Gather up all lines that carry the word "this".

[start]

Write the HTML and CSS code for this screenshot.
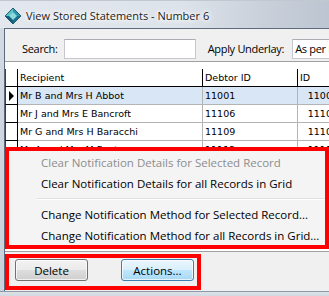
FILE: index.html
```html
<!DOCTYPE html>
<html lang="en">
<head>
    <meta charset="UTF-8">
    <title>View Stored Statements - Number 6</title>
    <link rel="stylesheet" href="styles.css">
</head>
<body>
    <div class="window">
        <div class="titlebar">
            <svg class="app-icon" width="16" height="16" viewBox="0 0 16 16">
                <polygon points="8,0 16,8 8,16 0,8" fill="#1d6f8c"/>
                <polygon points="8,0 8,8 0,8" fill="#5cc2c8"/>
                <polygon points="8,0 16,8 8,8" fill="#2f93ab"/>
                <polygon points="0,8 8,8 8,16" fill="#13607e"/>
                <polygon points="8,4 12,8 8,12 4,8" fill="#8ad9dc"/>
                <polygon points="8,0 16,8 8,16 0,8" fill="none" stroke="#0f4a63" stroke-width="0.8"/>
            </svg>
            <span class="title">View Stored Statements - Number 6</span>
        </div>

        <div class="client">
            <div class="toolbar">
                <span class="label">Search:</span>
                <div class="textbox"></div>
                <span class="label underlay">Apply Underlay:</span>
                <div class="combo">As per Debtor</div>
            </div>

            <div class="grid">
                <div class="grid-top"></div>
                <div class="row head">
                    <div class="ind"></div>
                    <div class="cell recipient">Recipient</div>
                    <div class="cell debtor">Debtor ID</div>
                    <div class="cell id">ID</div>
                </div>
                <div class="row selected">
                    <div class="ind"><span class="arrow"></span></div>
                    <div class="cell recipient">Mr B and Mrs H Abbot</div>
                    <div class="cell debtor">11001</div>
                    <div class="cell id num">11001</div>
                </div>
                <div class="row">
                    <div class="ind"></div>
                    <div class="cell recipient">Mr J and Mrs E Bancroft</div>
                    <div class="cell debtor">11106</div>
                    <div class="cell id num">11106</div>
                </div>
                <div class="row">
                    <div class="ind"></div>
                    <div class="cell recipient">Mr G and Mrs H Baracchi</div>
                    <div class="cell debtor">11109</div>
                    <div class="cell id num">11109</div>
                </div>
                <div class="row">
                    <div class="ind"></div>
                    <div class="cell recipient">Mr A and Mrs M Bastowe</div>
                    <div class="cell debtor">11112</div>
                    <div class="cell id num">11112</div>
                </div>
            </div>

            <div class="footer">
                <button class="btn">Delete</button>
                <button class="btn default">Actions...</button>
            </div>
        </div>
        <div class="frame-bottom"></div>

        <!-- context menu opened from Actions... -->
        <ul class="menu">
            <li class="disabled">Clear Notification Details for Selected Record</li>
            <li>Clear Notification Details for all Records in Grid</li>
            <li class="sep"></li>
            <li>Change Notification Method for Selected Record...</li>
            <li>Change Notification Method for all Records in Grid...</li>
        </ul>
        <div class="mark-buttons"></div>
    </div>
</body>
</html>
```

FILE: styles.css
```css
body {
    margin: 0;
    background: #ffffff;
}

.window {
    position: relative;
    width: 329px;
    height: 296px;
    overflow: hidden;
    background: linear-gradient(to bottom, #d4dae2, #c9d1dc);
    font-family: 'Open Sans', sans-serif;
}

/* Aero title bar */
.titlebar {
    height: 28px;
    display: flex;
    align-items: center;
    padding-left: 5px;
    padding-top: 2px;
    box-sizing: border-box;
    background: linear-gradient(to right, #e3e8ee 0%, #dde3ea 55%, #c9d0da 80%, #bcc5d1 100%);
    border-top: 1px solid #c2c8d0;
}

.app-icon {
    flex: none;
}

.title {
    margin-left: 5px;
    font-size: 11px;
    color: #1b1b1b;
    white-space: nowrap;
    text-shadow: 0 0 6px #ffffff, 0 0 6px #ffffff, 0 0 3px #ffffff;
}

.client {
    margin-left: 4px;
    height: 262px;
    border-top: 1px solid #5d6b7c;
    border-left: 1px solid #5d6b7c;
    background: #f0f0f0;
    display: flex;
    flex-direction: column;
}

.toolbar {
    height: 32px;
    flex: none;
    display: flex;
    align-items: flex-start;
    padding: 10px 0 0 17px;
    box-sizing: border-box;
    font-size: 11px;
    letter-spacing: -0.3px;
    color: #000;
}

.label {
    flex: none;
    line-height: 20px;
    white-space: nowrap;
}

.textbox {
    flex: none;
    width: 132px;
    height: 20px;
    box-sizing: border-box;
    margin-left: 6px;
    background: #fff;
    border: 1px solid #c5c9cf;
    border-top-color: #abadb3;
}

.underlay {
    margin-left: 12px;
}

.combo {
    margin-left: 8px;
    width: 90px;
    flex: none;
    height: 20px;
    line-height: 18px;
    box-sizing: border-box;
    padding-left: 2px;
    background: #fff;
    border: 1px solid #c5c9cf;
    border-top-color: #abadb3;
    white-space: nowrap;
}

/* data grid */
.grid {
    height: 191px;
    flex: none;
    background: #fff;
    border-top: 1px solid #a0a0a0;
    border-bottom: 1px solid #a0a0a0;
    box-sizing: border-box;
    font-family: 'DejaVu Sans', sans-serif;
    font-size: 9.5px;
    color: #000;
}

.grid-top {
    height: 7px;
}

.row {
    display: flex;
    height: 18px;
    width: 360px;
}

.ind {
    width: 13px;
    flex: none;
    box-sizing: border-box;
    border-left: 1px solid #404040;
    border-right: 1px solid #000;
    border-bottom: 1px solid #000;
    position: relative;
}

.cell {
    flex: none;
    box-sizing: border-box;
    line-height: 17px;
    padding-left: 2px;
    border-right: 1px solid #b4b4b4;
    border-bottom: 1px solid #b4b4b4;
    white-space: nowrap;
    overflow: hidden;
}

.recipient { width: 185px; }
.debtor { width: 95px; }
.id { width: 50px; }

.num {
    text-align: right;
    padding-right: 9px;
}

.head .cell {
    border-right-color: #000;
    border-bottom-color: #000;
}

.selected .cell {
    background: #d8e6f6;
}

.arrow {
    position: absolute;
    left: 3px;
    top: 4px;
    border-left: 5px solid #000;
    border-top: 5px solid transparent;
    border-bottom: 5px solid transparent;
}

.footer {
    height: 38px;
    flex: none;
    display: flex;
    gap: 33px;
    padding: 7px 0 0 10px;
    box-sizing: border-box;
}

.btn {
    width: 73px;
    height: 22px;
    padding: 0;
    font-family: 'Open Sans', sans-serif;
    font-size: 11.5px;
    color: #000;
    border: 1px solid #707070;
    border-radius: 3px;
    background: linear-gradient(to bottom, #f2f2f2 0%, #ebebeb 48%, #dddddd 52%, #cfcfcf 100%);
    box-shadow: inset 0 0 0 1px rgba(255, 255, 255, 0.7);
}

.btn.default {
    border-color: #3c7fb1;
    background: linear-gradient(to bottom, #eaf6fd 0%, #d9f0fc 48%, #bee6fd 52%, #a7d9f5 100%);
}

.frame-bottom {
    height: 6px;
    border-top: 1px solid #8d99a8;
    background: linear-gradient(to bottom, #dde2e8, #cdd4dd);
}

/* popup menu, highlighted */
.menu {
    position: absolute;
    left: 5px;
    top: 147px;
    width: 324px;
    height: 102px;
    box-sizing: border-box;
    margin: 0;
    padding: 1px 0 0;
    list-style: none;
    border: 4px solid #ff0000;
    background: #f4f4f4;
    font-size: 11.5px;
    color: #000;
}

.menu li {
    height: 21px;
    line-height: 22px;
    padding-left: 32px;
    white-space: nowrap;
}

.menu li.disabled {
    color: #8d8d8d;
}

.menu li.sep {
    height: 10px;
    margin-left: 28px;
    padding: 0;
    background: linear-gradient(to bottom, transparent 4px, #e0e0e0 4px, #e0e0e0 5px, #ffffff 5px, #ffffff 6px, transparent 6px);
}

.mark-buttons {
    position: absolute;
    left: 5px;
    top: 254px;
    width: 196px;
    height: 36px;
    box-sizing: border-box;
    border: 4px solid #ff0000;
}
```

[end]
[start]

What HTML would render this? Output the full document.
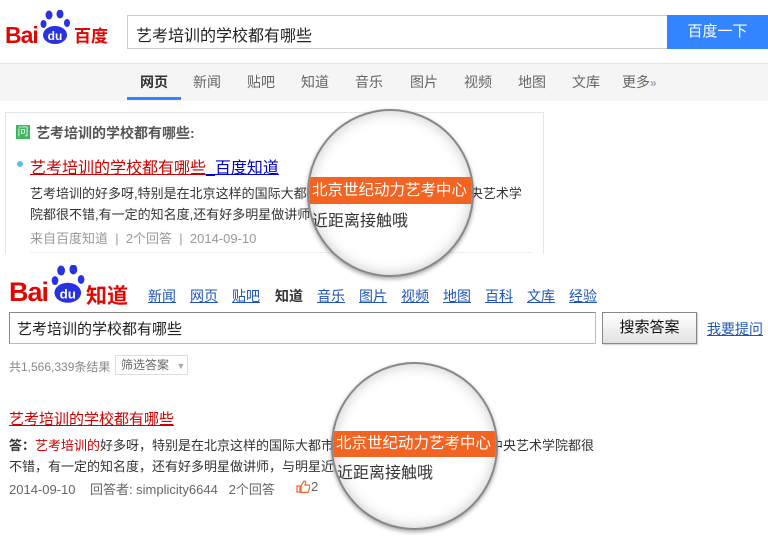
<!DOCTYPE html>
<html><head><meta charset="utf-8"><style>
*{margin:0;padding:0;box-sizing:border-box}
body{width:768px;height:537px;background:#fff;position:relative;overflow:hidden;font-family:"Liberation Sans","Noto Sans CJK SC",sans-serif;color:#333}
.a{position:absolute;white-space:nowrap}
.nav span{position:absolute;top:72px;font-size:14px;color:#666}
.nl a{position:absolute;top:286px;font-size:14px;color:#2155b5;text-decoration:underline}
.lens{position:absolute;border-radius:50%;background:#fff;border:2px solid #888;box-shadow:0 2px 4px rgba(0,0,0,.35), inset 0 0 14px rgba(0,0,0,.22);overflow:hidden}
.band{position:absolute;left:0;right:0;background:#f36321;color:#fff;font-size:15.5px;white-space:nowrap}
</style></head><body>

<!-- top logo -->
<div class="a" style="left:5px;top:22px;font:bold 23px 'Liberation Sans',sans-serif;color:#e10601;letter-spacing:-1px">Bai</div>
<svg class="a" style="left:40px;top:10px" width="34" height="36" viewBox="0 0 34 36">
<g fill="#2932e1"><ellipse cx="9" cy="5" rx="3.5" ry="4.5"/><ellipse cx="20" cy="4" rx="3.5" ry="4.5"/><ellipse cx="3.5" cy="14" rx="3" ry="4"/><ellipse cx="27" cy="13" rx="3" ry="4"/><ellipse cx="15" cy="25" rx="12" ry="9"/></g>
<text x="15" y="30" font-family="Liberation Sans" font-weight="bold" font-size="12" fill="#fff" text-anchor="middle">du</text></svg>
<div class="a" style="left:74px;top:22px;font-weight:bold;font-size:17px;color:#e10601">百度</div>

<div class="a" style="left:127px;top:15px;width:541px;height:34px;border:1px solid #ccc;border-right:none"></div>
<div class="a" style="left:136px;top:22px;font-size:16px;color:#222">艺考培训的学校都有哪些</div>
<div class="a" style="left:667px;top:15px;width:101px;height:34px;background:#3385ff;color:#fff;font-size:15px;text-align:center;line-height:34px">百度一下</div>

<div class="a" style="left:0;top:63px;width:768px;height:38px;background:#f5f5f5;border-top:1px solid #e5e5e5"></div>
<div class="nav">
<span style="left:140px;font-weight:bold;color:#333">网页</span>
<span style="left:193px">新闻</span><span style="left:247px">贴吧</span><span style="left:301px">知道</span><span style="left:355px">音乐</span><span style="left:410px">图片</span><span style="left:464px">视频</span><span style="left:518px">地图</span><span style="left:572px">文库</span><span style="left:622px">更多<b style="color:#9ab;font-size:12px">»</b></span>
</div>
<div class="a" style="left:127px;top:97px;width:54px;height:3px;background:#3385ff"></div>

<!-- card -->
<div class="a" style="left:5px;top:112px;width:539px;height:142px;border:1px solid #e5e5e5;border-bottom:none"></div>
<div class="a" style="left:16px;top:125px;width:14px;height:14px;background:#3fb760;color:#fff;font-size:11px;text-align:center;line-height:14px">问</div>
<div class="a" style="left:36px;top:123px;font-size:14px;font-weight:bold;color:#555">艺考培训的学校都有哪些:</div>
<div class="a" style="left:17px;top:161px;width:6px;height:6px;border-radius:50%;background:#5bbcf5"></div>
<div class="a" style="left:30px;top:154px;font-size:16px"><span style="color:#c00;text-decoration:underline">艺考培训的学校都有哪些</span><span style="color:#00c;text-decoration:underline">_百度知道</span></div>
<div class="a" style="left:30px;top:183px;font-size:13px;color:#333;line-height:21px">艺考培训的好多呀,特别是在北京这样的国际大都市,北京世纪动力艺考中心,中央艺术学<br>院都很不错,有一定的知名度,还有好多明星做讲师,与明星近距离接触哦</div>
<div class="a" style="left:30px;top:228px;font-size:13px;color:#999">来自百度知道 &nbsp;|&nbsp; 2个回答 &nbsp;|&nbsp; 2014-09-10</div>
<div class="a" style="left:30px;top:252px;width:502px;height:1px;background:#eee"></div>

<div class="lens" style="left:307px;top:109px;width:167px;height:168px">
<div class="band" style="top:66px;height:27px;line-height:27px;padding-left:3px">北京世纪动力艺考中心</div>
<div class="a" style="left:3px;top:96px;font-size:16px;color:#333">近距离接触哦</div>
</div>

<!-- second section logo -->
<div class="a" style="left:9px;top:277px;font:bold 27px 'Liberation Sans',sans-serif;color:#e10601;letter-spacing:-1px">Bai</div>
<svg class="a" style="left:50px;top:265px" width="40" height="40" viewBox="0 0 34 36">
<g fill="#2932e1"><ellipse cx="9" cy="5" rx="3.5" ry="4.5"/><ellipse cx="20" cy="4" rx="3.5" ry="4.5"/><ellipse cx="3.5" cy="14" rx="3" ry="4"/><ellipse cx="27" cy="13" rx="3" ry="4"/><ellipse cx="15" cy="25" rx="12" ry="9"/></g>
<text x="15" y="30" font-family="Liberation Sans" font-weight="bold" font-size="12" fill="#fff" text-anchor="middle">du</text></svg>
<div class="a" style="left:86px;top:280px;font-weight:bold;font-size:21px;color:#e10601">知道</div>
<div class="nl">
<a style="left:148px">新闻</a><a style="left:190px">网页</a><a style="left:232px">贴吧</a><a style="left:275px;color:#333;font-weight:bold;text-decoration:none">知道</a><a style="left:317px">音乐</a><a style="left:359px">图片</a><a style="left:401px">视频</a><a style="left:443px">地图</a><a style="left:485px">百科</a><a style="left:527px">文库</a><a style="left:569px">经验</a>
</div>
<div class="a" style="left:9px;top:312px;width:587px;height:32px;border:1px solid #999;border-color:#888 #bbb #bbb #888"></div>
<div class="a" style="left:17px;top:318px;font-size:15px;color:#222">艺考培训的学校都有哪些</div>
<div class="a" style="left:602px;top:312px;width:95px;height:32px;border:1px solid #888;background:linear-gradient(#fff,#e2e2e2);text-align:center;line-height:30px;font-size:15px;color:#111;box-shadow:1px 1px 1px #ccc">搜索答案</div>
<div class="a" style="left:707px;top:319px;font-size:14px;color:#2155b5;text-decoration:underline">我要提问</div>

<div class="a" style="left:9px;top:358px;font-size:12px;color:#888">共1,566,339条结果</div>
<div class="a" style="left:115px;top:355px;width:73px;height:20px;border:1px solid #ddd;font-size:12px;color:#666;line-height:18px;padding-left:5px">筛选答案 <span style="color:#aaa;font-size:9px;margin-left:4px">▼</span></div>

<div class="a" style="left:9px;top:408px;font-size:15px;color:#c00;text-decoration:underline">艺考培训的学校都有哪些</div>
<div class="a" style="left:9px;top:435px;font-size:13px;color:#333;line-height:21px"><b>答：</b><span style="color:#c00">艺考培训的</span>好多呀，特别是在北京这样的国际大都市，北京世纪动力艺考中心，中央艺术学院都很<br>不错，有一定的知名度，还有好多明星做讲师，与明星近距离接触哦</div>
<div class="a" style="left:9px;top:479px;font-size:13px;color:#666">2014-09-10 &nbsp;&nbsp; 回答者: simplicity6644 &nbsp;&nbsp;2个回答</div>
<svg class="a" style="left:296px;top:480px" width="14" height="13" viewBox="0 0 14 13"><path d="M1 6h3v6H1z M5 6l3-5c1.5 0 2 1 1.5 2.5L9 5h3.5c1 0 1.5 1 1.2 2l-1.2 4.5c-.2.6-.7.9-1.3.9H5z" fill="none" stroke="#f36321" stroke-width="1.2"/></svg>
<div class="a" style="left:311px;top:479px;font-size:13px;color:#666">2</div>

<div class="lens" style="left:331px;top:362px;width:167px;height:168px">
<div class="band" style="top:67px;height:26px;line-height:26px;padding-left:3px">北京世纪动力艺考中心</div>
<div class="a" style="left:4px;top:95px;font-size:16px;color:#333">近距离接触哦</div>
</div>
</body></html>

[end]

## TASK RESULT:
Write the HTML and CSS code for this screenshot.
What HTML would render this? Output the full document.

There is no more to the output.